Officiellement, la situation aurait dû être réglée. Dans les faits, elle est toute autre. Face à la crise, les directeurs d’hôpitaux continuent de payer le prix fort pour les remplaçants. Pour le Dr Anne Geffroy-Wernet, anesthésiste-réanimatrice au CH de Perpignan et vice-président du Syndicat National des Praticiens Hospitaliers Anesthésistes-Réanimateurs élargi (SNPHAR-e), il y a urgence.
Les contrats des remplaçants se font de gré à gré, sans respect des réglementations, avec des tarifs à 650 euros la journée qui sont indécents au regard de ce qu’ils font et du refus de certains de réaliser certains actes.
Le SNPHAR-e affirme donc que pour les médecins intérimaires, « c’est 65 euros nets de l’heure, alors que ces derniers sont « non investis dans la vie intra-hospitalière, dans l’équipe médicale et paramédicale d’un service ou d’un pôle, dans la prise en charge collégiale suivie de patients lourds, libres de choisir leurs jours de travail, non soumis à l’obligation du travail de nuit, week-end et jours fériés… et dont la formation continue – et donc la compétence – n’est pas assurée.«
Pour les praticiens hospitaliers qui effectuent cet intérim au titre du temps de travail additionnel, 315 euros brut pour une journée de travail en heures supplémentaires.
Un problème qui viendrait des pratiques des intérimaires
D’après le syndicat, les causes de ces surcoûts proviendrait exclusivement des intérimaires. D’abord parce qu’ils sont recrutés « de gré à gré« . Lorsqu’un hôpital souhaite recruter un intérimaire, deux possibilités lui sont offertes : le recruter au sens strict du code du travail donc en passant par une entreprise de travail intérimaire. Cette dernière lui propose alors plusieurs profils et rémunère le candidat.
Ou bien, il peut être recruté directement par l’établissement et rémunéré par ce dernier. Légalement, les gratifications doivent respecter les « dispositions du Code relatives aux cadres d’emploi des praticiens non-titulaires« . Pour compenser le manque d’attractivité, certains établissements n’hésitent pas à verser à gonfler les salaires des praticiens avec des « modalités de rémunération complémentaires« .
Mais ce manque d’attractivité de certains établissements hospitaliers ne serait pas étranger aux intérimaires. Pour le SNPHAR-e, « les quelques hôpitaux qui respectent la réglementation et le plafonnement des rémunérations sont blacklistés par les remplaçants ».

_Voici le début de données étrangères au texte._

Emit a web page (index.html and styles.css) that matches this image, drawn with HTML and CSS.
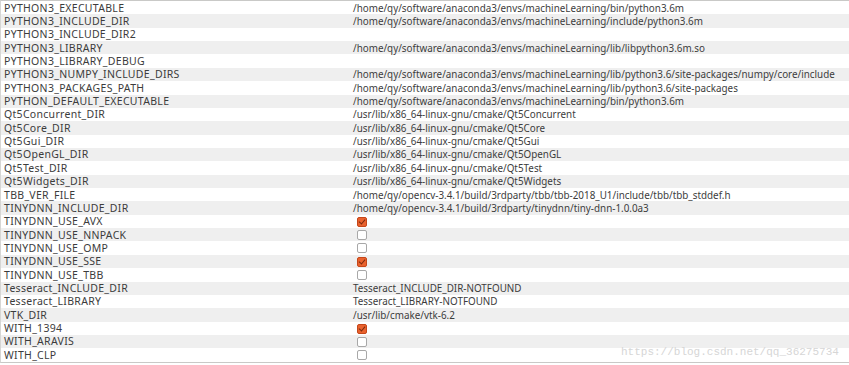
FILE: index.html
```html
<!DOCTYPE html>
<html>
<head>
    <title>CMake Cache</title>
    <link rel="stylesheet" href="styles.css">
</head>
<body>
    <div class="table">
        <div class="row"><span class="name">PYTHON3_EXECUTABLE</span><span class="value">/home/qy/software/anaconda3/envs/machineLearning/bin/python3.6m</span></div>
        <div class="row"><span class="name">PYTHON3_INCLUDE_DIR</span><span class="value">/home/qy/software/anaconda3/envs/machineLearning/include/python3.6m</span></div>
        <div class="row"><span class="name">PYTHON3_INCLUDE_DIR2</span><span class="value"></span></div>
        <div class="row"><span class="name">PYTHON3_LIBRARY</span><span class="value">/home/qy/software/anaconda3/envs/machineLearning/lib/libpython3.6m.so</span></div>
        <div class="row"><span class="name">PYTHON3_LIBRARY_DEBUG</span><span class="value"></span></div>
        <div class="row"><span class="name">PYTHON3_NUMPY_INCLUDE_DIRS</span><span class="value">/home/qy/software/anaconda3/envs/machineLearning/lib/python3.6/site-packages/numpy/core/include</span></div>
        <div class="row"><span class="name">PYTHON3_PACKAGES_PATH</span><span class="value">/home/qy/software/anaconda3/envs/machineLearning/lib/python3.6/site-packages</span></div>
        <div class="row"><span class="name">PYTHON_DEFAULT_EXECUTABLE</span><span class="value">/home/qy/software/anaconda3/envs/machineLearning/bin/python3.6m</span></div>
        <div class="row"><span class="name">Qt5Concurrent_DIR</span><span class="value">/usr/lib/x86_64-linux-gnu/cmake/Qt5Concurrent</span></div>
        <div class="row"><span class="name">Qt5Core_DIR</span><span class="value">/usr/lib/x86_64-linux-gnu/cmake/Qt5Core</span></div>
        <div class="row"><span class="name">Qt5Gui_DIR</span><span class="value">/usr/lib/x86_64-linux-gnu/cmake/Qt5Gui</span></div>
        <div class="row"><span class="name">Qt5OpenGL_DIR</span><span class="value">/usr/lib/x86_64-linux-gnu/cmake/Qt5OpenGL</span></div>
        <div class="row"><span class="name">Qt5Test_DIR</span><span class="value">/usr/lib/x86_64-linux-gnu/cmake/Qt5Test</span></div>
        <div class="row"><span class="name">Qt5Widgets_DIR</span><span class="value">/usr/lib/x86_64-linux-gnu/cmake/Qt5Widgets</span></div>
        <div class="row"><span class="name">TBB_VER_FILE</span><span class="value">/home/qy/opencv-3.4.1/build/3rdparty/tbb/tbb-2018_U1/include/tbb/tbb_stddef.h</span></div>
        <div class="row"><span class="name">TINYDNN_INCLUDE_DIR</span><span class="value">/home/qy/opencv-3.4.1/build/3rdparty/tinydnn/tiny-dnn-1.0.0a3</span></div>
        <div class="row"><span class="name">TINYDNN_USE_AVX</span><span class="value"><span class="check on"></span></span></div>
        <div class="row"><span class="name">TINYDNN_USE_NNPACK</span><span class="value"><span class="check"></span></span></div>
        <div class="row"><span class="name">TINYDNN_USE_OMP</span><span class="value"><span class="check"></span></span></div>
        <div class="row"><span class="name">TINYDNN_USE_SSE</span><span class="value"><span class="check on"></span></span></div>
        <div class="row"><span class="name">TINYDNN_USE_TBB</span><span class="value"><span class="check"></span></span></div>
        <div class="row"><span class="name">Tesseract_INCLUDE_DIR</span><span class="value">Tesseract_INCLUDE_DIR-NOTFOUND</span></div>
        <div class="row"><span class="name">Tesseract_LIBRARY</span><span class="value">Tesseract_LIBRARY-NOTFOUND</span></div>
        <div class="row"><span class="name">VTK_DIR</span><span class="value">/usr/lib/cmake/vtk-6.2</span></div>
        <div class="row"><span class="name">WITH_1394</span><span class="value"><span class="check on"></span></span></div>
        <div class="row"><span class="name">WITH_ARAVIS</span><span class="value"><span class="check"></span></span></div>
        <div class="row"><span class="name">WITH_CLP</span><span class="value"><span class="check"></span></span></div>
        <div class="watermark">https://blog.csdn.net/qq_36275734</div>
    </div>
</body>
</html>
```

FILE: styles.css
```css
body {
    margin: 0;
    background: #ffffff;
    font-family: "Noto Sans", "DejaVu Sans", sans-serif;
    color: #3c3c3c;
}

.table {
    position: relative;
    width: 849px;
    overflow: hidden;
    border-top: 1px solid #c9c9c7;
    border-bottom: 1px solid #c9c9c7;
    border-left: 1px solid #d6d6d4;
    box-sizing: border-box;
}

.row {
    display: grid;
    grid-template-columns: 349px 1fr;
    align-items: start;
    box-sizing: border-box;
    height: 13.37px;
    padding: 0.5px 0 0 3px;
    white-space: nowrap;
    line-height: 12px;
}

.row:nth-child(even) {
    background-color: #efefef;
}

.name {
    font-size: 10.5px;
    letter-spacing: 0.3px;
}

.value {
    font-size: 9.85px;
}

.check {
    display: inline-block;
    width: 10px;
    height: 10px;
    margin-left: 4px;
    margin-top: 1.5px;
    border: 1px solid #a8a8a8;
    border-radius: 2px;
    background: #ffffff;
    vertical-align: top;
    box-sizing: border-box;
}

.check.on {
    border-color: #c5471a;
    background: #e9622e;
    position: relative;
}

.check.on::after {
    content: "";
    position: absolute;
    left: 2px;
    top: 0px;
    width: 3px;
    height: 5px;
    border-right: 1.5px solid #7a2a0e;
    border-bottom: 1.5px solid #7a2a0e;
    transform: rotate(40deg);
}

.watermark {
    position: absolute;
    left: 620px;
    top: 345px;
    font-family: "Liberation Mono", monospace;
    font-size: 11px;
    color: #d6d6d6;
}
```
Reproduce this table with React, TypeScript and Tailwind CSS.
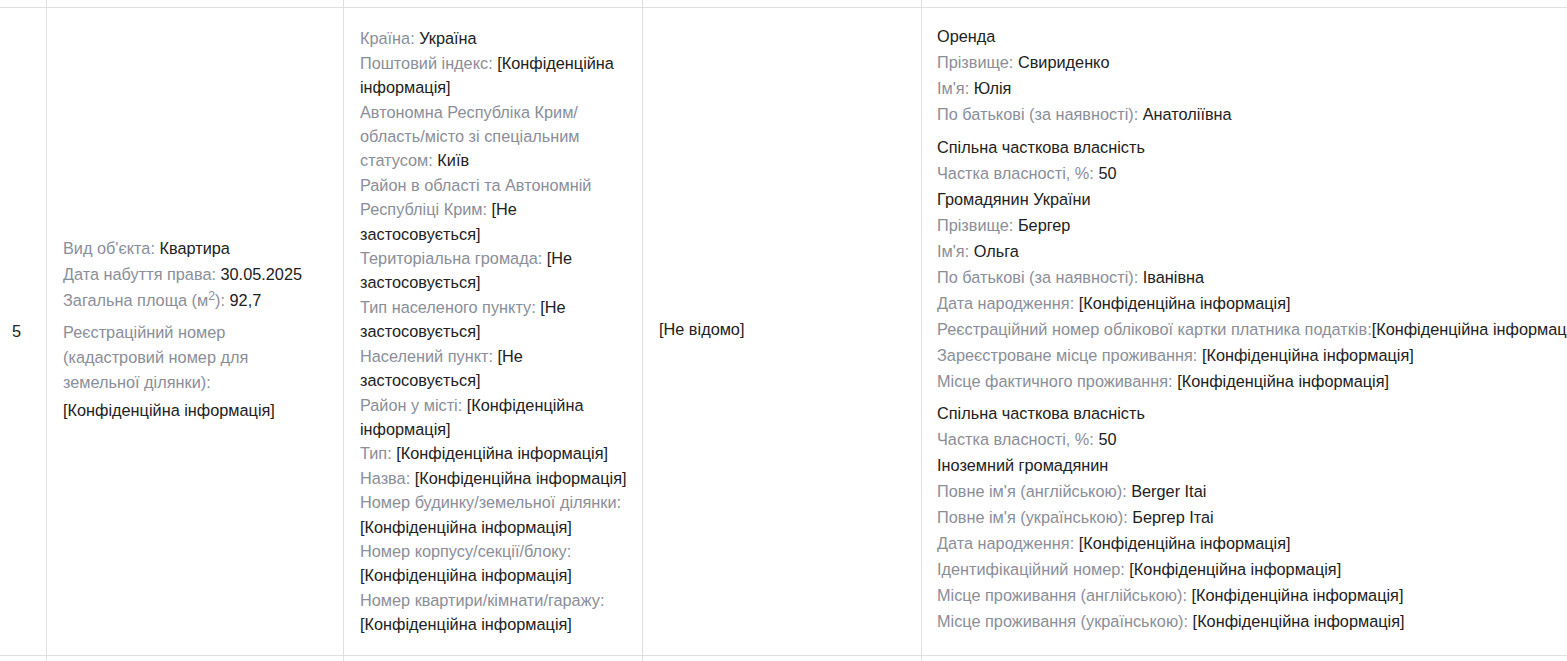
const CONF = "[Конфіденційна інформація]";

type Field = { label?: string; value?: string };

function Line({ label, value }: Field) {
  return (
    <div>
      {label && <span className="text-[#8a8e99]">{label}: </span>}
      {value && <span className="text-[#212121]">{value}</span>}
    </div>
  );
}

const ADDRESS: Field[] = [
  { label: "Країна", value: "Україна" },
  { label: "Поштовий індекс", value: CONF },
  { label: "Автономна Республіка Крим/ область/місто зі спеціальним статусом", value: "Київ" },
  { label: "Район в області та Автономній Республіці Крим", value: "[Не застосовується]" },
  { label: "Територіальна громада", value: "[Не застосовується]" },
  { label: "Тип населеного пункту", value: "[Не застосовується]" },
  { label: "Населений пункт", value: "[Не застосовується]" },
  { label: "Район у місті", value: CONF },
  { label: "Тип", value: CONF },
  { label: "Назва", value: CONF },
  { label: "Номер будинку/земельної ділянки", value: CONF },
  { label: "Номер корпусу/секції/блоку", value: CONF },
  { label: "Номер квартири/кімнати/гаражу", value: CONF },
];

const OWNERS: Field[][] = [
  [
    { value: "Оренда" },
    { label: "Прізвище", value: "Свириденко" },
    { label: "Ім'я", value: "Юлія" },
    { label: "По батькові (за наявності)", value: "Анатоліївна" },
  ],
  [
    { value: "Спільна часткова власність" },
    { label: "Частка власності, %", value: "50" },
    { value: "Громадянин України" },
    { label: "Прізвище", value: "Бергер" },
    { label: "Ім'я", value: "Ольга" },
    { label: "По батькові (за наявності)", value: "Іванівна" },
    { label: "Дата народження", value: CONF },
    { label: "Реєстраційний номер облікової картки платника податків", value: CONF },
    { label: "Зареєстроване місце проживання", value: CONF },
    { label: "Місце фактичного проживання", value: CONF },
  ],
  [
    { value: "Спільна часткова власність" },
    { label: "Частка власності, %", value: "50" },
    { value: "Іноземний громадянин" },
    { label: "Повне ім'я (англійською)", value: "Berger Itai" },
    { label: "Повне ім'я (українською)", value: "Бергер Ітаі" },
    { label: "Дата народження", value: CONF },
    { label: "Ідентифікаційний номер", value: CONF },
    { label: "Місце проживання (англійською)", value: CONF },
    { label: "Місце проживання (українською)", value: CONF },
  ],
];

const cell = "border border-[#e0e0e0] align-middle";

export default function App() {
  return (
    <div className="h-[661px] w-[1567px] overflow-hidden bg-white font-['Liberation_Sans',Arial,sans-serif] text-[16.3px] text-[#212121]">
      <table className="-mt-px -ml-px w-[1720px] table-fixed border-collapse">
        <colgroup>
          <col className="w-[47px]" />
          <col className="w-[297px]" />
          <col className="w-[299px]" />
          <col className="w-[279px]" />
          <col />
        </colgroup>
        <tbody>
          <tr className="h-[8px]">
            <td className={cell} />
            <td className={cell} />
            <td className={cell} />
            <td className={cell} />
            <td className={cell} />
          </tr>
          <tr>
            <td className={`${cell} pl-[12px]`}>5</td>
            <td className={`${cell} px-4 pb-[5px]`}>
              <div className="leading-[26px]">
                <Line label="Вид об'єкта" value="Квартира" />
                <Line label="Дата набуття права" value="30.05.2025" />
                <div>
                  <span className="text-[#8a8e99]">
                    Загальна площа (м<sup>2</sup>):{" "}
                  </span>
                  92,7
                </div>
              </div>
              <div className="mt-[7px] max-w-[250px] leading-[25px]">
                <div className="text-[#8a8e99]">
                  Реєстраційний номер (кадастровий номер для земельної ділянки):
                </div>
                <div className="mt-[3px]">{CONF}</div>
              </div>
            </td>
            <td className={`${cell} pl-4 pr-[10px] leading-[24.4px]`}>
              {ADDRESS.map((f, i) => (
                <Line key={i} {...f} />
              ))}
            </td>
            <td className={`${cell} px-4 pb-[4px]`}>[Не відомо]</td>
            <td className={`${cell} pl-[15px] pr-4 pt-[15px] pb-[21px] whitespace-nowrap leading-[26px]`}>
              {OWNERS.map((group, gi) => (
                <div key={gi} className={gi > 0 ? "mt-[6.5px]" : ""}>
                  {group.map((f, i) =>
                    f.label === "Реєстраційний номер облікової картки платника податків" ? (
                      <div key={i}>
                        <span className="text-[#8a8e99]">{f.label}:</span>
                        {f.value}
                      </div>
                    ) : (
                      <Line key={i} {...f} />
                    )
                  )}
                </div>
              ))}
            </td>
          </tr>
          <tr className="h-[8px]">
            <td className={cell} />
            <td className={cell} />
            <td className={cell} />
            <td className={cell} />
            <td className={cell} />
          </tr>
        </tbody>
      </table>
    </div>
  );
}
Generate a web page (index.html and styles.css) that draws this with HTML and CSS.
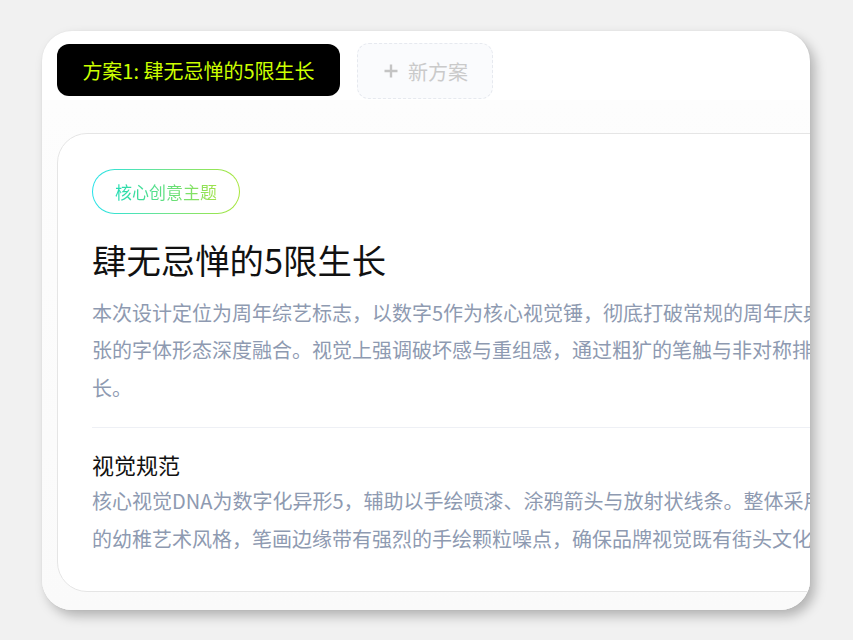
FILE: index.html
```html
<!DOCTYPE html>
<html lang="zh-CN">
<head>
<meta charset="utf-8">
<title>方案</title>
<link rel="stylesheet" href="styles.css">
</head>
<body>
<div class="panel">
  <div class="tabbar">
    <div class="tab tab-active">方案1: 肆无忌惮的5限生长</div>
    <div class="tab tab-new">
      <svg class="plus" width="14" height="14" viewBox="0 0 14 14"><path d="M7 0.5V13.5M0.5 7H13.5" stroke="#c4c4c4" stroke-width="2.4" fill="none"/></svg>
      <span>新方案</span>
    </div>
  </div>
  <div class="body">
    <div class="card">
      <div class="badge"><span class="badge-text">核心创意主题</span></div>
      <h1 class="title">肆无忌惮的5限生长</h1>
      <p class="desc">本次设计定位为周年综艺标志，以数字5作为核心视觉锤，彻底打破常规的周年庆典框架，与极度夸张的字体形态深度融合。视觉上强调破坏感与重组感，通过粗犷的笔触与非对称排版，展现出野蛮生长。</p>
      <div class="divider"></div>
      <h2 class="subtitle">视觉规范</h2>
      <p class="desc">核心视觉DNA为数字化异形5，辅助以手绘喷漆、涂鸦箭头与放射状线条。整体采用类似儿童涂鸦般的幼稚艺术风格，笔画边缘带有强烈的手绘颗粒噪点，确保品牌视觉既有街头文化的张扬与活力。</p>
    </div>
  </div>
</div>
</body>
</html>
```

FILE: styles.css
```css
html, body {
  margin: 0;
  padding: 0;
}
body {
  width: 853px;
  height: 640px;
  background: #f1f1f1;
  font-family: "Noto Sans CJK SC", "Noto Sans", sans-serif;
  overflow: hidden;
}
.panel {
  margin: 31px 0 0 42px;
  width: 768px;
  height: 579px;
  background: #ffffff;
  border-radius: 30px;
  box-shadow: 5px 6px 12px rgba(0, 0, 0, 0.26), 0 0 2px rgba(0, 0, 0, 0.06);
  overflow: hidden;
  display: flex;
  flex-direction: column;
}
.tabbar {
  height: 69px;
  box-sizing: border-box;
  padding: 12px 15px 0;
  display: flex;
  align-items: flex-start;
  gap: 17px;
  flex: none;
}
.tab {
  box-sizing: border-box;
  border-radius: 12px;
  font-size: 20px;
  display: flex;
  align-items: center;
  white-space: nowrap;
  flex: none;
}
.tab-active {
  height: 52px;
  margin-top: 1px;
  width: 283px;
  justify-content: center;
  background: #000;
  color: #ccff00;
}
.tab-new {
  height: 56px;
  width: 136px;
  padding: 0 0 0 26px;
  gap: 10px;
  background: #fafbfd;
  border: 1px dashed #e6e9ef;
  color: #cacaca;
}
.plus {
  display: block;
  flex: none;
}
.body {
  flex: 1;
  padding: 33px 0 18px 15px;
  background: linear-gradient(180deg, #fdfdfd 0%, #fafafa 100%);
  display: flex;
  align-items: stretch;
  min-height: 0;
}
.card {
  flex: none;
  width: 954px;
  box-sizing: border-box;
  padding: 35px 34px 34px;
  background: #ffffff;
  border: 1px solid #e5e5e5;
  border-radius: 30px;
  display: flex;
  flex-direction: column;
  align-items: flex-start;
}
.badge {
  box-sizing: border-box;
  height: 46px;
  padding: 0 22px;
  border-radius: 23px;
  border: 1.5px solid transparent;
  background:
    linear-gradient(#fff, #fff) padding-box,
    linear-gradient(90deg, #22e2ea 0%, #6fe48e 50%, #a8e63a 100%) border-box;
  display: flex;
  align-items: center;
}
.badge-text {
  font-size: 17px;
  background: linear-gradient(90deg, #22dcb4 0%, #a0e24a 100%);
  -webkit-background-clip: text;
  background-clip: text;
  color: transparent;
}
.title {
  margin: 23px 0 0;
  font-size: 34.4px;
  line-height: 44px;
  font-weight: 400;
  color: #111111;
}
.desc {
  margin: 13px 0 0;
  width: 882px;
  font-size: 20px;
  line-height: 37.5px;
  color: #8e9ab1;
}
.divider {
  align-self: stretch;
  height: 1px;
  background: #eef0f5;
  margin-top: 21px;
}
.subtitle {
  margin: 21px 0 0;
  font-size: 22px;
  line-height: 30px;
  font-weight: 400;
  color: #111111;
}
.subtitle + .desc {
  margin-top: 3px;
}
```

Les intérimaires contre-attaquent !
Logiquement, ces affirmations du syndicat ne sont pas restées lettre morte. Les intérimaires médicaux ont aussi dégainé. S’ils ne sont d’abord pas responsables des salaires qui leurs sont versés, ils réfutent aussi les accusations qui leurs sont faites d’être des mercenaires.
Et lorsque l’on creuse un peu plus, les langues se délient et montrent que les praticiens hospitaliers remplacés ne seraient pas non-plus exempt de tous reproches. Sur le site Egora.fr, un internaute qui se fait appeler Toubibo, a publié un témoignage édifiant. Si tant est qu’il soit avéré.
Je confirme moi intérimaire, je m’occupe de 30 lits seul.
Le titulaire 17 lits et disparait à 13h. Me téléphone à 16h pour me dire qu’il est en salle de sport ou sur son bateau.
De grâce lâchez la grappe aux intérimaires qui sont là pour vous permettre de vous reposer de vous soigner de prendre vos congés.
L’intérimaire travaille les week-ends et jours fériés. Il est loin de chez lui. Chacun a fait ses choix de vie.
Un faux débat ?
Qui a tort ? Qui a raison ? Probablement personne puisque les deux professions possèdent leur lot de fantasmes. Mais elles sont toutes deux liées par le serment d’Hippocrate et ont une mission commune auprès des patients.
Ces questionnements d’ordre pécuniaires prennent aussi une tournure qui pourraient desservir tous les praticiens. Si les praticiens hospitaliers affirment que les rémunérations de leur homologues intérimaires sont trop hautes, ces dernières pourraient être diminuées sans pour autant que celles des titulaires ne soient augmentés.
Pas la meilleure des idées pour unifier les professions médicales et résorber la crise qui secoue l’hôpital.